THE EXERCISE
Show all lines from the listing below that contain "with".

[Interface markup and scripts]
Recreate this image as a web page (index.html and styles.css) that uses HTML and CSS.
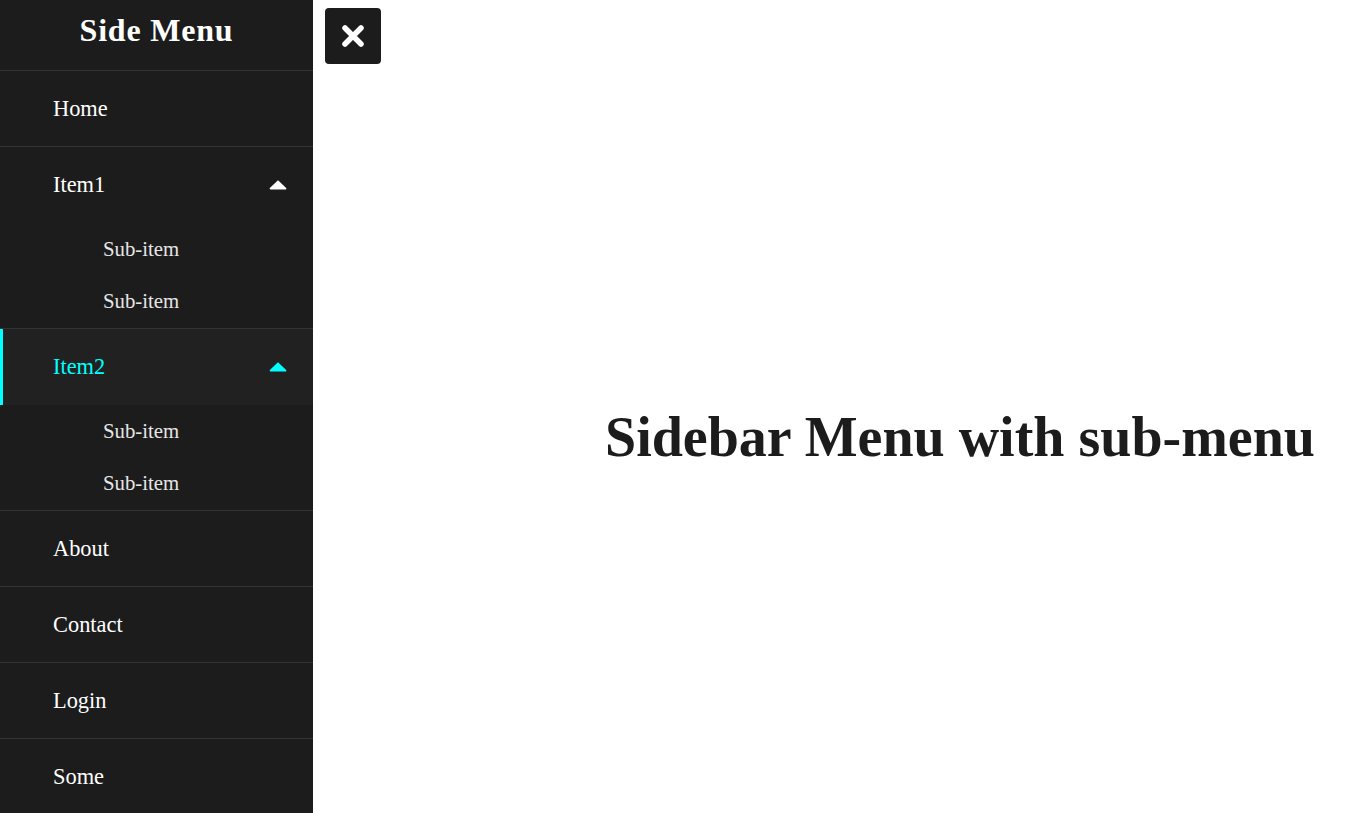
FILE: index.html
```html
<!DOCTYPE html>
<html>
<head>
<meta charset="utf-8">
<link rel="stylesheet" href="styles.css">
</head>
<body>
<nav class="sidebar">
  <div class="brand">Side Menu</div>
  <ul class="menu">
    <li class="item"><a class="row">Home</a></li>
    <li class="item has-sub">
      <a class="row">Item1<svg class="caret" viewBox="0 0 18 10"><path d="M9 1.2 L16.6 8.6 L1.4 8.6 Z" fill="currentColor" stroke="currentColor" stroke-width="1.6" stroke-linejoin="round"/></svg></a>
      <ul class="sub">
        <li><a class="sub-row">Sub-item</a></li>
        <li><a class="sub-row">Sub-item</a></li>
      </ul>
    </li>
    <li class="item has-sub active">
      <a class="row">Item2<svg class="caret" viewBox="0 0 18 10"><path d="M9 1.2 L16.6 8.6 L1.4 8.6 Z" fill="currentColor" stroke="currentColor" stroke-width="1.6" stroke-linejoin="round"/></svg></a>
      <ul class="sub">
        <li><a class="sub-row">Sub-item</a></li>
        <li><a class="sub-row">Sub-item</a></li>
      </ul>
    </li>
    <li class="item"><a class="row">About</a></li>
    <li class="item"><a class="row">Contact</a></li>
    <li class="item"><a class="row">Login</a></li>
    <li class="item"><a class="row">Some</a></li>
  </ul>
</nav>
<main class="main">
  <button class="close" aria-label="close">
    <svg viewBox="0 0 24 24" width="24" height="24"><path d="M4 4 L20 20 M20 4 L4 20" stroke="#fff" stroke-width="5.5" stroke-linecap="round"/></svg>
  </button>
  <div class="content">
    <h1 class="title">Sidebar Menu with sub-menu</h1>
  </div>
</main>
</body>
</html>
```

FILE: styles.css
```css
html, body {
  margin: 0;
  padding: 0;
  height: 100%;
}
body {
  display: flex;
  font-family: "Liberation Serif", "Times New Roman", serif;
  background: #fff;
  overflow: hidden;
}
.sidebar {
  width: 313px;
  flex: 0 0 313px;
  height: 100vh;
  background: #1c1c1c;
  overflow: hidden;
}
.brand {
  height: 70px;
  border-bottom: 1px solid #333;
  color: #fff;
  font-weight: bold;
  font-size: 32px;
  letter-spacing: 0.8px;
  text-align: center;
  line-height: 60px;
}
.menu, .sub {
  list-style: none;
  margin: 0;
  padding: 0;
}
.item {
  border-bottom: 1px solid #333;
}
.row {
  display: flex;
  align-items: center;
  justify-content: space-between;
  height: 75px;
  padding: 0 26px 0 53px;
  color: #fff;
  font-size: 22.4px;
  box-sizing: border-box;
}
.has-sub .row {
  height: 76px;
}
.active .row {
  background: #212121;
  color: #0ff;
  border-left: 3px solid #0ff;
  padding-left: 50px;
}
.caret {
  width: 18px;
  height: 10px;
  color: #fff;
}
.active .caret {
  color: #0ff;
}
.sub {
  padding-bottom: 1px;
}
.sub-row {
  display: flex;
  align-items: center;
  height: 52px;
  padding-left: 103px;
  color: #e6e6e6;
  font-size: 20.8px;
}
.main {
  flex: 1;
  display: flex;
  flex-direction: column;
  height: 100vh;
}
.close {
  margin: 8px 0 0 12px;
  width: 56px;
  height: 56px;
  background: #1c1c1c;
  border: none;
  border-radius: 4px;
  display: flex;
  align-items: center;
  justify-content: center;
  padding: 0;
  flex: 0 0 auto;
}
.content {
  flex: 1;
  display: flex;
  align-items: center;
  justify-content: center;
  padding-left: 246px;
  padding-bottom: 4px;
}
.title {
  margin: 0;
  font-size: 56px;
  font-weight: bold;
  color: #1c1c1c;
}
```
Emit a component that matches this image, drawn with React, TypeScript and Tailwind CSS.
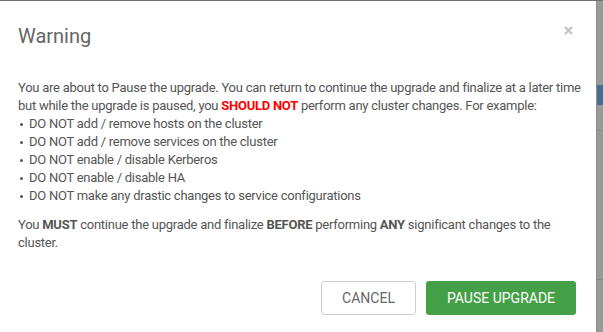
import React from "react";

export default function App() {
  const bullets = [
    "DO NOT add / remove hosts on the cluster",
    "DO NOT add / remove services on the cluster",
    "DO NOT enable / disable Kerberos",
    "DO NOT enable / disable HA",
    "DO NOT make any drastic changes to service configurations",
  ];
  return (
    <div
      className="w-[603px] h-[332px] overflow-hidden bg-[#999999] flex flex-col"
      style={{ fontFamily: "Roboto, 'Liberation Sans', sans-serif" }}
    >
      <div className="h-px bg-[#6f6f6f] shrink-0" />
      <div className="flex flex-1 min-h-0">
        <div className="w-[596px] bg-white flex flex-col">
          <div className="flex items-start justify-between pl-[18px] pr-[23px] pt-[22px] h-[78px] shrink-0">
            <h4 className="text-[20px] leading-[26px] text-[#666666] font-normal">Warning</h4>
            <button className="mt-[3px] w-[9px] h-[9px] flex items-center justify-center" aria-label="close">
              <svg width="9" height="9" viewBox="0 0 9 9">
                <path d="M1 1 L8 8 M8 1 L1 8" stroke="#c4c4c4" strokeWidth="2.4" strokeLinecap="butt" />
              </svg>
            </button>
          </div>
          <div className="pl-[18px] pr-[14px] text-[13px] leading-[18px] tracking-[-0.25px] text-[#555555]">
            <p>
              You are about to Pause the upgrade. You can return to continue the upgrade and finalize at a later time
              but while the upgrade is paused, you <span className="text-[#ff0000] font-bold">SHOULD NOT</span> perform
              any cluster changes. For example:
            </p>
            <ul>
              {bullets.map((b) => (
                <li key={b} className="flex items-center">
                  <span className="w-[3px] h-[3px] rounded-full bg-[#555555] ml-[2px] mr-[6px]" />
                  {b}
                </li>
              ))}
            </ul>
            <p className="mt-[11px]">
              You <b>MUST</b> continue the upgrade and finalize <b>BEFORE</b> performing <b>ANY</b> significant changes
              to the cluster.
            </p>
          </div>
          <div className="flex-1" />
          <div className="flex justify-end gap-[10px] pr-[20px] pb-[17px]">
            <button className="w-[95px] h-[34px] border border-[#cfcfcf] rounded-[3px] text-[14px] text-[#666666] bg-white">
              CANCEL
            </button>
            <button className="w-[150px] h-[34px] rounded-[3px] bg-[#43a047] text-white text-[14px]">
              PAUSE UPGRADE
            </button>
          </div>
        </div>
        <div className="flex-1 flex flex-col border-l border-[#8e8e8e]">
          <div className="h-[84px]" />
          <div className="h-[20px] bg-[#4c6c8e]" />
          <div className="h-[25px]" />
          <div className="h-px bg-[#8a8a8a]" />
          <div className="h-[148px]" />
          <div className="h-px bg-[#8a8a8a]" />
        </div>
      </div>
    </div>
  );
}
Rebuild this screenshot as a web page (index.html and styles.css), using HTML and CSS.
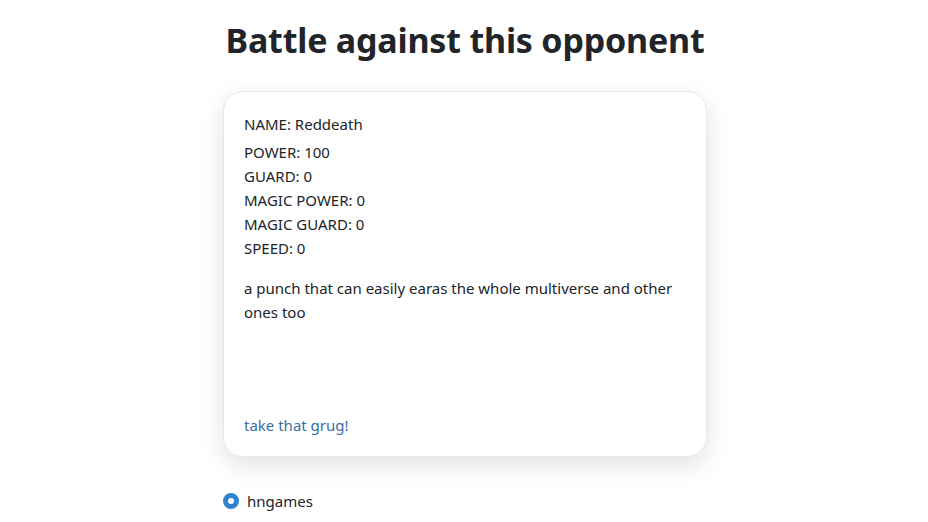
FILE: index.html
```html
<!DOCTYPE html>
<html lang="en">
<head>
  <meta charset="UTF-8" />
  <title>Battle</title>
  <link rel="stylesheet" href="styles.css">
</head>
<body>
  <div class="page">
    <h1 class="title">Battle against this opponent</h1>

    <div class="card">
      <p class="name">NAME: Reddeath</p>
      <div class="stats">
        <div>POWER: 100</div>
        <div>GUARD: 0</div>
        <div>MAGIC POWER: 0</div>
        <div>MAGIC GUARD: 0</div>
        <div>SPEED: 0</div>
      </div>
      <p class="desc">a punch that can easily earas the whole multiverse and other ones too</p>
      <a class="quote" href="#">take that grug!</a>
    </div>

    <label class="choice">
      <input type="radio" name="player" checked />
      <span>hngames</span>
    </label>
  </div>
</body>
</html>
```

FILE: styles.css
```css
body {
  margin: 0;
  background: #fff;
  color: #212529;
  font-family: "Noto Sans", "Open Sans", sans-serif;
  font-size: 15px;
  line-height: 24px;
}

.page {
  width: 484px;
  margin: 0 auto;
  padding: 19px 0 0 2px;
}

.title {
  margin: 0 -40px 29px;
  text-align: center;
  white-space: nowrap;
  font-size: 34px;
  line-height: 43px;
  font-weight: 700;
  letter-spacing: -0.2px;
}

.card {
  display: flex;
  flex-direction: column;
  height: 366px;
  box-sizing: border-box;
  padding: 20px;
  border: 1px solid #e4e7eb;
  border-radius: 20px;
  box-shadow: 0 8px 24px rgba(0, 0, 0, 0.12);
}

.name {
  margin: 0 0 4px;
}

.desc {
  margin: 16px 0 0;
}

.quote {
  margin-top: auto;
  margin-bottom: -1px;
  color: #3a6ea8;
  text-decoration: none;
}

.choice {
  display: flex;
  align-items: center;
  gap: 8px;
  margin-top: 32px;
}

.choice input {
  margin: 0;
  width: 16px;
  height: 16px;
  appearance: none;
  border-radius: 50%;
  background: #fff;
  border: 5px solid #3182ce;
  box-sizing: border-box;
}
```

RESPONSE
    <h1 class="title">Sidebar Menu with sub-menu</h1>
Emit a component that matches this image, drawn with React, TypeScript and Tailwind CSS.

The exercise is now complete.